Les exceptions à la règle de solidarité entre époux
Le principe de la solidarité connaît des limites bien réelles, qui s’imposent dès lors que les dépenses franchissent un certain seuil ou sortent du domaine familial. Première limite : les dettes manifestement excessives. Lorsqu’une dépense apparaît disproportionnée par rapport au niveau de vie du couple, la solidarité ne joue plus. C’est le cas, par exemple, d’achats de luxe sans rapport avec les ressources ou le mode de vie du ménage. Dans ces situations, il revient au juge d’apprécier, au cas par cas, si la dette sort du champ de la solidarité.

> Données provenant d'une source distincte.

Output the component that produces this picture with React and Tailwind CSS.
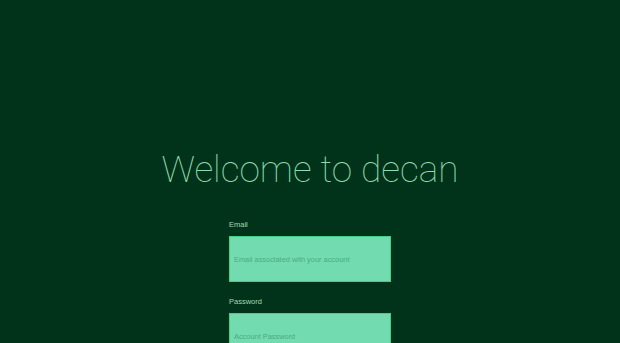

Autre garde-fou : les achats à tempérament et les emprunts. Pour ces opérations, la règle est claire : sans l’accord explicite des deux conjoints, la solidarité ne s’applique pas. Un seul ne peut engager l’autre dans une opération financière lourde, comme un crédit ou une acquisition à paiement différé, sans son consentement.
Enfin, les dettes contractées pour des besoins purement personnels, dépenses de loisirs, investissements individuels, ou achats sans rapport avec la vie familiale, n’entrent pas dans le champ de la solidarité. La loi protège ici l’autonomie de chacun, évitant que les erreurs ou les choix d’un seul ne pèsent sur l’autre.
Lorsque la question de la solidarité fait l’objet d’un désaccord, la justice peut être saisie. Le conjoint concerné a la possibilité de contester la solidarité devant le juge, qui tranchera en fonction de la nature et de l’objet de la dépense. Ce recours judiciaire permet d’ajuster la règle à la réalité du couple, et d’éviter les situations d’injustice manifeste.
Les recours possibles en cas de désaccord sur la solidarité des dettes
Quand la solidarité des dettes ménagères devient source de conflit, plusieurs solutions s’offrent aux conjoints. La première étape consiste souvent à tenter une conciliation, afin d’éviter l’escalade judiciaire. Si cette démarche ne suffit pas, le litige peut alors être porté devant les tribunaux compétents.
La cour d’appel joue un rôle central pour ceux qui contestent une décision de première instance. Elle permet un nouvel examen du dossier et offre la possibilité de faire valoir des arguments supplémentaires. Dans certains cas, les affaires les plus complexes aboutissent devant la Cour de cassation, qui ne juge pas les faits mais contrôle la bonne application du droit par les juges du fond. Sa décision peut annuler un jugement antérieur et renvoyer l’affaire devant une autre cour d’appel.
La jurisprudence, notamment celle issue de la cour d’appel de Versailles, façonne progressivement les contours de la solidarité entre époux. Ces arrêts servent de référence aux juges pour interpréter l’article 220 et affiner les critères d’application, créant une cohérence dans le traitement des litiges.
Pour naviguer dans ces méandres juridiques, l’appui d’un avocat spécialisé en droit de la famille s’avère souvent décisif. Ce professionnel analyse la situation, oriente sur la stratégie à adopter et assure la défense de son client devant les juridictions compétentes. La matière est vivante, mouvante, et chaque dossier mérite une attention sur mesure.
Au bout du compte, l’article 220 du Code civil n’est ni une promesse de tranquillité, ni une menace suspendue. Il trace une ligne de crête entre la solidarité protectrice et la responsabilité individuelle. À chaque couple, à chaque situation, de s’en emparer avec lucidité, sans jamais perdre de vue que derrière la règle, il y a toujours des vies à équilibrer.